* REQUIREMENTS
Pick out each line containing the string "React" and copy it.

◇ ◇ ◇ ◇ ◇ ◇ ◇

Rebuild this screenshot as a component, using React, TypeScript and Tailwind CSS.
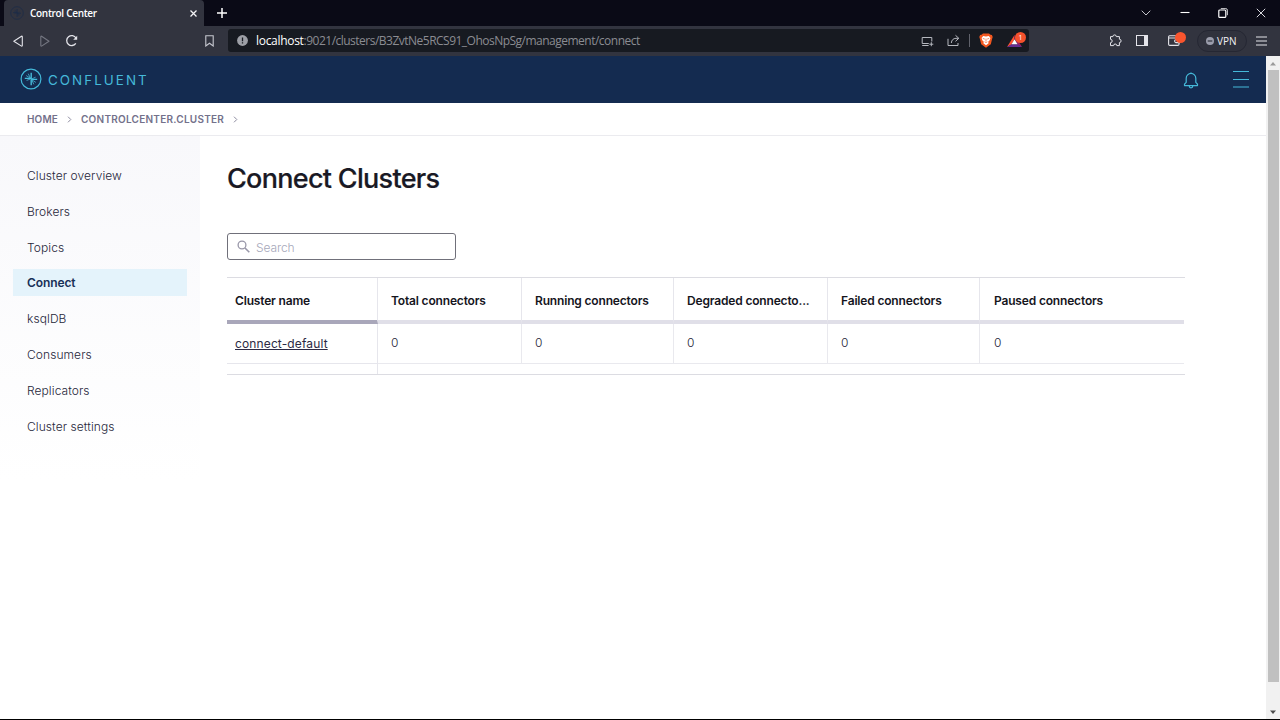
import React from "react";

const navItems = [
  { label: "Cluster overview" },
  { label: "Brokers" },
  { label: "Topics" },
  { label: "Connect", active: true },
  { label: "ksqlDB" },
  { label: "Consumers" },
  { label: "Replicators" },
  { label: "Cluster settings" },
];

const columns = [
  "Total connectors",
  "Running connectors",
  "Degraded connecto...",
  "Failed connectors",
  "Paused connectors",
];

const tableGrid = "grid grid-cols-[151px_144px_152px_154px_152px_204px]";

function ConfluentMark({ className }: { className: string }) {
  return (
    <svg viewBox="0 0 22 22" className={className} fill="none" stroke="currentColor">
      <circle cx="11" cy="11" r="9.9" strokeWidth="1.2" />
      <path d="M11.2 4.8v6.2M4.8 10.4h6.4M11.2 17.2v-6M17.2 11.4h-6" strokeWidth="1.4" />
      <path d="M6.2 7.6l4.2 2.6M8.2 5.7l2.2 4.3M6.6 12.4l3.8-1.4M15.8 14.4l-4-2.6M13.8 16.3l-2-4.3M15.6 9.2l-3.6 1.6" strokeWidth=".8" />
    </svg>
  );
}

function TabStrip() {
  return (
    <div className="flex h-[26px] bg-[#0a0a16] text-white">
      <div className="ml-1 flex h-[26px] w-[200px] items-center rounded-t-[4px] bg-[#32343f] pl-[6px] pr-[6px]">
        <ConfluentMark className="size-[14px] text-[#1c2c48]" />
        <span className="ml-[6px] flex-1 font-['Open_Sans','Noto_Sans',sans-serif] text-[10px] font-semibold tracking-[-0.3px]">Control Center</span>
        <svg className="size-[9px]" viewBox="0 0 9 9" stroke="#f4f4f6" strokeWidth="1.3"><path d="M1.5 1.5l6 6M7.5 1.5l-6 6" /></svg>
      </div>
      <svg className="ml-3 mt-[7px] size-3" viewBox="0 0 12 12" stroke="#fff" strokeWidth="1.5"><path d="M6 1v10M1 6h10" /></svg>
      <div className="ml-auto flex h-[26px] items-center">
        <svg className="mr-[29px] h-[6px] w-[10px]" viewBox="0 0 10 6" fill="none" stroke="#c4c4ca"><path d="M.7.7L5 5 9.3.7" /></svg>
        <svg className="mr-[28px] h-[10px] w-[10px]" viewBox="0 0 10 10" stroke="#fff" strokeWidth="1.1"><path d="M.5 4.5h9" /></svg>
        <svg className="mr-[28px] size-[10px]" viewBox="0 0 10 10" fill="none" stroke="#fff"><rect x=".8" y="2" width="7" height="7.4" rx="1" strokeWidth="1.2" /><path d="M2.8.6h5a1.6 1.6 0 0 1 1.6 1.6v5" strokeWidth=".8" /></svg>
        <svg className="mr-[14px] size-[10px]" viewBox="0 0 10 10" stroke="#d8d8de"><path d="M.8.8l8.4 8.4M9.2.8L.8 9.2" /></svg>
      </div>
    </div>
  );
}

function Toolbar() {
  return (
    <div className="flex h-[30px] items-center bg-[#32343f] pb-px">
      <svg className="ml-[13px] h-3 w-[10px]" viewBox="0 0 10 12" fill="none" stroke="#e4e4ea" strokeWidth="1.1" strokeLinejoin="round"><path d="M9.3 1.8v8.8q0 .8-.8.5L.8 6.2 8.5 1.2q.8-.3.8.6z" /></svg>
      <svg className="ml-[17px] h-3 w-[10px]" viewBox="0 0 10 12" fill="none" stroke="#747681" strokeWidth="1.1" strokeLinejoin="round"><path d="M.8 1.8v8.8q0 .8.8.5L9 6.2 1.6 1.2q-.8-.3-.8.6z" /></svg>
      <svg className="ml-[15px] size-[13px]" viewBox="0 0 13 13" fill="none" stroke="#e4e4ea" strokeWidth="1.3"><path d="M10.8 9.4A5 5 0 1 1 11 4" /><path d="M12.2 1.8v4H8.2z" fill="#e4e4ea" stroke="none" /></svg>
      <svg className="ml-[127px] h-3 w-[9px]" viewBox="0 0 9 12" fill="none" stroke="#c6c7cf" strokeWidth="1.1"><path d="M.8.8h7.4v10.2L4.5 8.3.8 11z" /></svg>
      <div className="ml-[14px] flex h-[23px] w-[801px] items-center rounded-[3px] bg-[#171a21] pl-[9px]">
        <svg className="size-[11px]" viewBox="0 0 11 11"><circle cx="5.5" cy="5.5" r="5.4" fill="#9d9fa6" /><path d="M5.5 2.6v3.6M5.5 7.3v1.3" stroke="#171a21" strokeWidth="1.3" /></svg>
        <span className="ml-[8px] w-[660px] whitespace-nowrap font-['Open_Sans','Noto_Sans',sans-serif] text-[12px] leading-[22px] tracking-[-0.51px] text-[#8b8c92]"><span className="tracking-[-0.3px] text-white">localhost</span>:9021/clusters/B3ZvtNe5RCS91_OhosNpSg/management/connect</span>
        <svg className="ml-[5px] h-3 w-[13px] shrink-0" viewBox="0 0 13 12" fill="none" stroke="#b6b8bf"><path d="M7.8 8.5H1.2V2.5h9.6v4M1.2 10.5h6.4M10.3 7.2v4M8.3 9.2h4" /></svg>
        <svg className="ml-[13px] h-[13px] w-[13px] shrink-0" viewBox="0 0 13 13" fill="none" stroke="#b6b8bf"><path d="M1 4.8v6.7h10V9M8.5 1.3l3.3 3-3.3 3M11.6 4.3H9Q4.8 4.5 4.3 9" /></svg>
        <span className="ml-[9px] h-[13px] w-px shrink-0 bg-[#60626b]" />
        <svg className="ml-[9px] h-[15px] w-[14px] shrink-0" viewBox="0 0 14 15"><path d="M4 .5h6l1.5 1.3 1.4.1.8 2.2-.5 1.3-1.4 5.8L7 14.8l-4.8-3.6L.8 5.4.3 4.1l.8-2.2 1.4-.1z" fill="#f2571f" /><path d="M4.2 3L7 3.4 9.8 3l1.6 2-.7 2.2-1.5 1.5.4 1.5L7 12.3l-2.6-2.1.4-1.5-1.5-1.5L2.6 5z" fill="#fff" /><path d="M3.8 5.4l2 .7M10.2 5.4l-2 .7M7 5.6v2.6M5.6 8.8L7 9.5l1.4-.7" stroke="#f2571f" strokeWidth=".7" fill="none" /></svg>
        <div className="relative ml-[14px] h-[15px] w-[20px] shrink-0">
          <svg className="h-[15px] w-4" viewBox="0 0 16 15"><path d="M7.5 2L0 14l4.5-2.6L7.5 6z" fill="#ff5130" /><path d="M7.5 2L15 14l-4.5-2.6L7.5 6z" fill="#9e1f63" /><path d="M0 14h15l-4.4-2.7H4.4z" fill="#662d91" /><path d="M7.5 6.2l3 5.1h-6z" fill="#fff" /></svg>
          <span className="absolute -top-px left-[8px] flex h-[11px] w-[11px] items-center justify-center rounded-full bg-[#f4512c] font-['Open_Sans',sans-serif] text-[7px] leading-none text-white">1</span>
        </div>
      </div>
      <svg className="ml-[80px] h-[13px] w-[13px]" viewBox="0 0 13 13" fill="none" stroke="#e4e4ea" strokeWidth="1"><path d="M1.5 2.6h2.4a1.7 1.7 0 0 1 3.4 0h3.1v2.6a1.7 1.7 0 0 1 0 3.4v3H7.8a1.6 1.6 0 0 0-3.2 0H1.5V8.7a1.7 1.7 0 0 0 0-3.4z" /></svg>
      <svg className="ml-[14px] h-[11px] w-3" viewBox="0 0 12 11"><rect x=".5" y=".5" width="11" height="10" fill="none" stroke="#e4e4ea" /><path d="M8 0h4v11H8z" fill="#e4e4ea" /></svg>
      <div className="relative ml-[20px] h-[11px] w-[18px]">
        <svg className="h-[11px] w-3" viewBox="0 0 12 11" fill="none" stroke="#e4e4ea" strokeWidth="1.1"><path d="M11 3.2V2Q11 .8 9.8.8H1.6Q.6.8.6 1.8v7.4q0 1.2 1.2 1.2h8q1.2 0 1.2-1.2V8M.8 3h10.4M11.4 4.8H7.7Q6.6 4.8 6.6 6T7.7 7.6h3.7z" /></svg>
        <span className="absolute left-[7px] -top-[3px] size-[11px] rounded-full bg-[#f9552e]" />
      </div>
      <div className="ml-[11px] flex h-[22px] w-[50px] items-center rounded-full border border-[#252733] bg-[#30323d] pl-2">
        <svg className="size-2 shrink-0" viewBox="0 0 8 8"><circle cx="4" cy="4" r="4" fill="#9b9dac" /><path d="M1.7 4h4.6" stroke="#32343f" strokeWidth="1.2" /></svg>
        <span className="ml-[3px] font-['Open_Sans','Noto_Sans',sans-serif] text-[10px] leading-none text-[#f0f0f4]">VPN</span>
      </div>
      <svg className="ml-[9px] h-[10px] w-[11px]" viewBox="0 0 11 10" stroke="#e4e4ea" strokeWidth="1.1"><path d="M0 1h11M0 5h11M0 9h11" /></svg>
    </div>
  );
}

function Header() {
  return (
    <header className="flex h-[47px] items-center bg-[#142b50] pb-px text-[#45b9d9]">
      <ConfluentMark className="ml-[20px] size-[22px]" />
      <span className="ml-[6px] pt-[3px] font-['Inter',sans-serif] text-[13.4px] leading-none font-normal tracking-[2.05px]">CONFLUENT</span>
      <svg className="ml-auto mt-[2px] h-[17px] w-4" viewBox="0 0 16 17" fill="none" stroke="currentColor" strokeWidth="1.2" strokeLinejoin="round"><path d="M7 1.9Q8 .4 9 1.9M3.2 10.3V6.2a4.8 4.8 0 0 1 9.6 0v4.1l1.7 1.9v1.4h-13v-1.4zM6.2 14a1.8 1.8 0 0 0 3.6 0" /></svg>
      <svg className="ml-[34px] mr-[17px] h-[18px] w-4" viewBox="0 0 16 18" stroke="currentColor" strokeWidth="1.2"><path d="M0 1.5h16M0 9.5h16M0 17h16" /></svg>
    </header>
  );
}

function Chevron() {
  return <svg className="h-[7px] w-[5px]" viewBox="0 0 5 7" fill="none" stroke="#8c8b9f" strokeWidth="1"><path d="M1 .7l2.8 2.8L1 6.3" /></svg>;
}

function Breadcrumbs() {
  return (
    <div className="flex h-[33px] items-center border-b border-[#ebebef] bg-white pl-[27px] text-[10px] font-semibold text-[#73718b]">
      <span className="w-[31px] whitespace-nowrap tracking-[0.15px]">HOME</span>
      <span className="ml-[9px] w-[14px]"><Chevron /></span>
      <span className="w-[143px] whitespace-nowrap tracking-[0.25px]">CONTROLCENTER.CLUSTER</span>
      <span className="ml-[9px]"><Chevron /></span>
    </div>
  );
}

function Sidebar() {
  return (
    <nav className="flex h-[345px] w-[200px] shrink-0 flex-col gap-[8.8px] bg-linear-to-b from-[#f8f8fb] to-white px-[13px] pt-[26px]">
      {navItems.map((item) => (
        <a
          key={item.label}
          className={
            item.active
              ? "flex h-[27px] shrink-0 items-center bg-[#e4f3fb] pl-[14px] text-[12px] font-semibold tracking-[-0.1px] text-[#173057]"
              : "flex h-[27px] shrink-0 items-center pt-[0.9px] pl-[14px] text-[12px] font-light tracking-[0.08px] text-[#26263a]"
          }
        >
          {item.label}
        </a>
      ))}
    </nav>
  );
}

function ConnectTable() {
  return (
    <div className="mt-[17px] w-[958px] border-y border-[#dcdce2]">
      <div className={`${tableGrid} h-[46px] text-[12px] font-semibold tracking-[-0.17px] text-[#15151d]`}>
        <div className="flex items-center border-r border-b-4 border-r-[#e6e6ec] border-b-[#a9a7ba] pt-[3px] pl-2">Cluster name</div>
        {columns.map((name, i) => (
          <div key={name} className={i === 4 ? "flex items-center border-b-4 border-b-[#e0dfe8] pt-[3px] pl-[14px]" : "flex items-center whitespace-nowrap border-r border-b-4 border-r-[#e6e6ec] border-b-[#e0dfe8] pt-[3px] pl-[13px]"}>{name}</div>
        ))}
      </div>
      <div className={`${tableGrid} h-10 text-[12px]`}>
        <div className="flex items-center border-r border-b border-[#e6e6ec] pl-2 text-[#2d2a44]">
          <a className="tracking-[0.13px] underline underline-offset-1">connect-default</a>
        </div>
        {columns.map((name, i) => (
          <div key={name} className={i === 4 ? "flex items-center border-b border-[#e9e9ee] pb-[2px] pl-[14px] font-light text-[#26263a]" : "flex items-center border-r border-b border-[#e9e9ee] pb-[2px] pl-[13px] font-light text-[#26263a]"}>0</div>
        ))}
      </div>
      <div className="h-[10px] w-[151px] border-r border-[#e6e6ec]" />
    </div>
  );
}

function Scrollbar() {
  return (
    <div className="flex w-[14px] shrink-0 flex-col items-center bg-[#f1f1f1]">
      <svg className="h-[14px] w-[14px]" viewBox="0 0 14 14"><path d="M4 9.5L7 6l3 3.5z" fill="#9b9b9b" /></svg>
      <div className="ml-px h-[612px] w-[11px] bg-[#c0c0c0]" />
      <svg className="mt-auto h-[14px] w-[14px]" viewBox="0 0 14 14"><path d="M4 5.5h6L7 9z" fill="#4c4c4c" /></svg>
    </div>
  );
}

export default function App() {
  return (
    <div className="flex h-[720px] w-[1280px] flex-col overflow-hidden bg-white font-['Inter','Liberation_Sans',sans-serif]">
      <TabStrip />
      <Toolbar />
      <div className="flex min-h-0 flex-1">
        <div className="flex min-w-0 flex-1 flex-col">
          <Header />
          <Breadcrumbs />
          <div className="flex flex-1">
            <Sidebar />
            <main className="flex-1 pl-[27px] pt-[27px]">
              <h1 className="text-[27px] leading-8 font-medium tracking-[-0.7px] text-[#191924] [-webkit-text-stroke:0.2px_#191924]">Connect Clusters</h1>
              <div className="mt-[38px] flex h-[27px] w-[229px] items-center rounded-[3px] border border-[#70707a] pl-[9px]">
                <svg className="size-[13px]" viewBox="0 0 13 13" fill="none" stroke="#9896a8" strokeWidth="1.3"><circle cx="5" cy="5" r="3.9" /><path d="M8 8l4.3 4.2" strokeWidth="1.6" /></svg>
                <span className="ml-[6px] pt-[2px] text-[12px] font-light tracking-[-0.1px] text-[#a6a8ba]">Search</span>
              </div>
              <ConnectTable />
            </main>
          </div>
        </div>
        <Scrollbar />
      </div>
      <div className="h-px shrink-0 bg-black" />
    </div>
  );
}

◇ ◇ ◇ ◇ ◇ ◇ ◇

* FINISHED TASK
Rebuild this screenshot as a component, using React, TypeScript and Tailwind CSS.
import React from "react";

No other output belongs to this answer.